## [Brief]
What is wanted is an exact restatement of the lines from the one with "Rebuild this screenshot" through the one with "string; detail?: string;", both included, and of no other lines.

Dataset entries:
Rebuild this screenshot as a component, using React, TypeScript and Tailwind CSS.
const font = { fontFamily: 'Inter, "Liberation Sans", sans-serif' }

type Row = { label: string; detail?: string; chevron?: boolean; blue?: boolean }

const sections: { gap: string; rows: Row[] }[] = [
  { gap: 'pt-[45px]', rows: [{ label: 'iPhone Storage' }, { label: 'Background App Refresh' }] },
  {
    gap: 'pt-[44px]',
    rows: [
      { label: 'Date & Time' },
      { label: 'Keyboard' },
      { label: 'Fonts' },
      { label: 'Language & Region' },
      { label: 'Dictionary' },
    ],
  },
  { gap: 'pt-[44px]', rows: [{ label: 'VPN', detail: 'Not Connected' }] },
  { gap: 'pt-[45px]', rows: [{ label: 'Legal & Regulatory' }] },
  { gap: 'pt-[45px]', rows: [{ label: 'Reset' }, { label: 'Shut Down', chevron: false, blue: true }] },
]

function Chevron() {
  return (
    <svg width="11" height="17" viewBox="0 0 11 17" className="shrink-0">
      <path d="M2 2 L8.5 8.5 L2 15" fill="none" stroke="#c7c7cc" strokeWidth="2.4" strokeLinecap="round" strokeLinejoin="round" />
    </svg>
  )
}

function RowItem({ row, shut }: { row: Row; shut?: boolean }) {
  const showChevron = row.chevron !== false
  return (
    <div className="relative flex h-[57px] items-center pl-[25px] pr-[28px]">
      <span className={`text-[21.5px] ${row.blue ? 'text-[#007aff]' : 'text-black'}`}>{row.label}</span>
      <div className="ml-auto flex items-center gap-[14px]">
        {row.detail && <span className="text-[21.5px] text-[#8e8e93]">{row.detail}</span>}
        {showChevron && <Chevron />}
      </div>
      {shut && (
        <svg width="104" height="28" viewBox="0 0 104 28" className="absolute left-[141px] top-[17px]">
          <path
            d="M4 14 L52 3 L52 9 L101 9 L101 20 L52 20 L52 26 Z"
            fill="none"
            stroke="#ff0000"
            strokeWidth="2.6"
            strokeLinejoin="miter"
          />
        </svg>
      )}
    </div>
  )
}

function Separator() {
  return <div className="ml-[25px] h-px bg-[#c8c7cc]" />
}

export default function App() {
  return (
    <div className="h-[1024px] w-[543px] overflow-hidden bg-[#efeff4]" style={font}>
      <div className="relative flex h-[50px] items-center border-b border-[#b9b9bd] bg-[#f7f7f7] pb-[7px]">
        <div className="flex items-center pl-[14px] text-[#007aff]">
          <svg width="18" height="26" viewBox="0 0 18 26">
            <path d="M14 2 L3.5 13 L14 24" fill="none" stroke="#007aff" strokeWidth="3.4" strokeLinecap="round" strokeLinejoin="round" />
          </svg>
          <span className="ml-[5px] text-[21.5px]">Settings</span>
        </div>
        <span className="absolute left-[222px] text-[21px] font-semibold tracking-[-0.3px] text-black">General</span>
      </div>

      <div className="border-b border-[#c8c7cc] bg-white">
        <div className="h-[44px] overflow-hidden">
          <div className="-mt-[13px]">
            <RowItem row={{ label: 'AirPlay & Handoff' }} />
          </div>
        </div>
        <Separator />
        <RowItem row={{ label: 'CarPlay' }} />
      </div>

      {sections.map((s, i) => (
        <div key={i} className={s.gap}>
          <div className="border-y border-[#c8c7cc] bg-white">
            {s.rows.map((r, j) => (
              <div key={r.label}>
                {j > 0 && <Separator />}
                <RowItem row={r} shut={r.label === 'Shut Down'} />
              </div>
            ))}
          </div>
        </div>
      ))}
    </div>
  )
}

---

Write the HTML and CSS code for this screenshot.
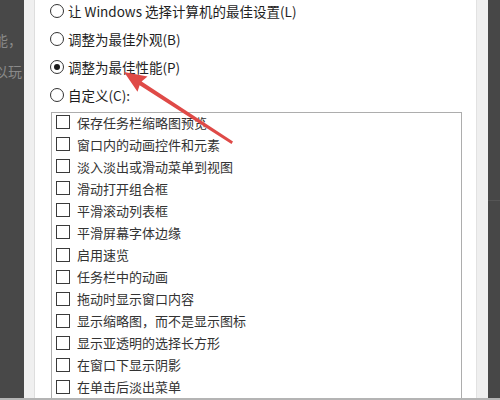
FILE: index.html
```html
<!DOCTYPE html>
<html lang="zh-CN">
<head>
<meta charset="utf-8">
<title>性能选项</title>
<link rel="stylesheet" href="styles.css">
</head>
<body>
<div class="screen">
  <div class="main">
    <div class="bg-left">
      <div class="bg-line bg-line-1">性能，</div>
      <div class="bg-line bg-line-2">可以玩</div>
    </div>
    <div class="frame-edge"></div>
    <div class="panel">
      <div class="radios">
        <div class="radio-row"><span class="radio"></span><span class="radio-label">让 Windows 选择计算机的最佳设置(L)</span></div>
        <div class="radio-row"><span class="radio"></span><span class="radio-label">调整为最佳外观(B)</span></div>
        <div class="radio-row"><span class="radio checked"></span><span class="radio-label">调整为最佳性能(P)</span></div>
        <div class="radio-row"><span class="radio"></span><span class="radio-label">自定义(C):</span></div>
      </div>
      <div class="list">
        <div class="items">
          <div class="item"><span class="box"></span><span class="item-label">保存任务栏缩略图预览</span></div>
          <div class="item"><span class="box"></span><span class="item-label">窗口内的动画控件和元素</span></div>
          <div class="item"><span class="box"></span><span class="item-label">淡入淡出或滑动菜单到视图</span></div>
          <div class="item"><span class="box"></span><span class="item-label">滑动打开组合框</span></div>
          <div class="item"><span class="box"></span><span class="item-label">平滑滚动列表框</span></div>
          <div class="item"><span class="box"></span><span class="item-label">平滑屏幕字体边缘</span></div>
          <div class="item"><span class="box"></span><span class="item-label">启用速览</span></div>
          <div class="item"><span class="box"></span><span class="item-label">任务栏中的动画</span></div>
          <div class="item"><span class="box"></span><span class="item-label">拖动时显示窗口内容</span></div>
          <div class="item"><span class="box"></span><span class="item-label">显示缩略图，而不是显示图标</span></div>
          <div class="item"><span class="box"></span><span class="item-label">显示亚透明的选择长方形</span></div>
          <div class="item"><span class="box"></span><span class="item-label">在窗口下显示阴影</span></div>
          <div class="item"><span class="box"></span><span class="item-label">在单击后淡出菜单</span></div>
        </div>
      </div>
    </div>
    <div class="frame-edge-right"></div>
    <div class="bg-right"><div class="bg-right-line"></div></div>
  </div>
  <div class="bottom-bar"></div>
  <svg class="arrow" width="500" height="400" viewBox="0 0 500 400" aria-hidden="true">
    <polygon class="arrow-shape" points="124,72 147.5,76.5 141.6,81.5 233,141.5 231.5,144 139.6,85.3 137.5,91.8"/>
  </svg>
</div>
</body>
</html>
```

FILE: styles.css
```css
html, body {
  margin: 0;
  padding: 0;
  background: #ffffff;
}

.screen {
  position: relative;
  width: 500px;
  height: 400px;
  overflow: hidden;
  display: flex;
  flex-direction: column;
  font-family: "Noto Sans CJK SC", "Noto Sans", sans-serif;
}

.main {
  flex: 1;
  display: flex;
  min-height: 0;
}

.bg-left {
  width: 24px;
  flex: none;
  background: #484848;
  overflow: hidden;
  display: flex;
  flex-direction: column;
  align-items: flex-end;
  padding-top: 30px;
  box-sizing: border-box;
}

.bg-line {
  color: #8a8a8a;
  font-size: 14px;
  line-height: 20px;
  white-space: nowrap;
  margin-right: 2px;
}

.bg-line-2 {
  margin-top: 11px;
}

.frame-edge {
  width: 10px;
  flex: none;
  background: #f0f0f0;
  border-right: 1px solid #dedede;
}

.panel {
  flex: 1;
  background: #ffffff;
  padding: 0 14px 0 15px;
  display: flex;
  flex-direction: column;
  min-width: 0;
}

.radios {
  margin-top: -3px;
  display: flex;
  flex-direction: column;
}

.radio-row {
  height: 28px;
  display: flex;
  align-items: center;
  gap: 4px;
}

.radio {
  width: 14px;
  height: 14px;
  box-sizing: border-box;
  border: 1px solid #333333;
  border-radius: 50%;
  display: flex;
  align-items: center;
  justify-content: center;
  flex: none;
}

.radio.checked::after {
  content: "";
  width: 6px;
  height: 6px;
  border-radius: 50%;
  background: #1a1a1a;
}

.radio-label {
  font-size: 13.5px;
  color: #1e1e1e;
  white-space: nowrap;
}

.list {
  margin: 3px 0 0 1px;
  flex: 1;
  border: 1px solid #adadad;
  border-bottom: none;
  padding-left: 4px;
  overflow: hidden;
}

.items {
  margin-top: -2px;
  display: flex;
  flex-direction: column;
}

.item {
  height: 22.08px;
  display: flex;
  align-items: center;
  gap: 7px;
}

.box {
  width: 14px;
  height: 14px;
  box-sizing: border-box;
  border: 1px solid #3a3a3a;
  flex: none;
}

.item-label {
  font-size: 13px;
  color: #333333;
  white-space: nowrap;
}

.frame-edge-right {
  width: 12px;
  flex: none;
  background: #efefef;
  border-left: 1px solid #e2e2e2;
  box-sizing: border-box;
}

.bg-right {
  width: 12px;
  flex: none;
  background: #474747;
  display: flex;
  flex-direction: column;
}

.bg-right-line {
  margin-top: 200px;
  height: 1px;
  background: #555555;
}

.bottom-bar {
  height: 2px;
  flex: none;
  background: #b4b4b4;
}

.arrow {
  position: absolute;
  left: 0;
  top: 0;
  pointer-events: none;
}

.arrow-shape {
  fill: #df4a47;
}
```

## [Final result]
Rebuild this screenshot as a component, using React, TypeScript and Tailwind CSS.
const font = { fontFamily: 'Inter, "Liberation Sans", sans-serif' }

type Row = { label: string; detail?: string; chevron?: boolean; blue?: boolean }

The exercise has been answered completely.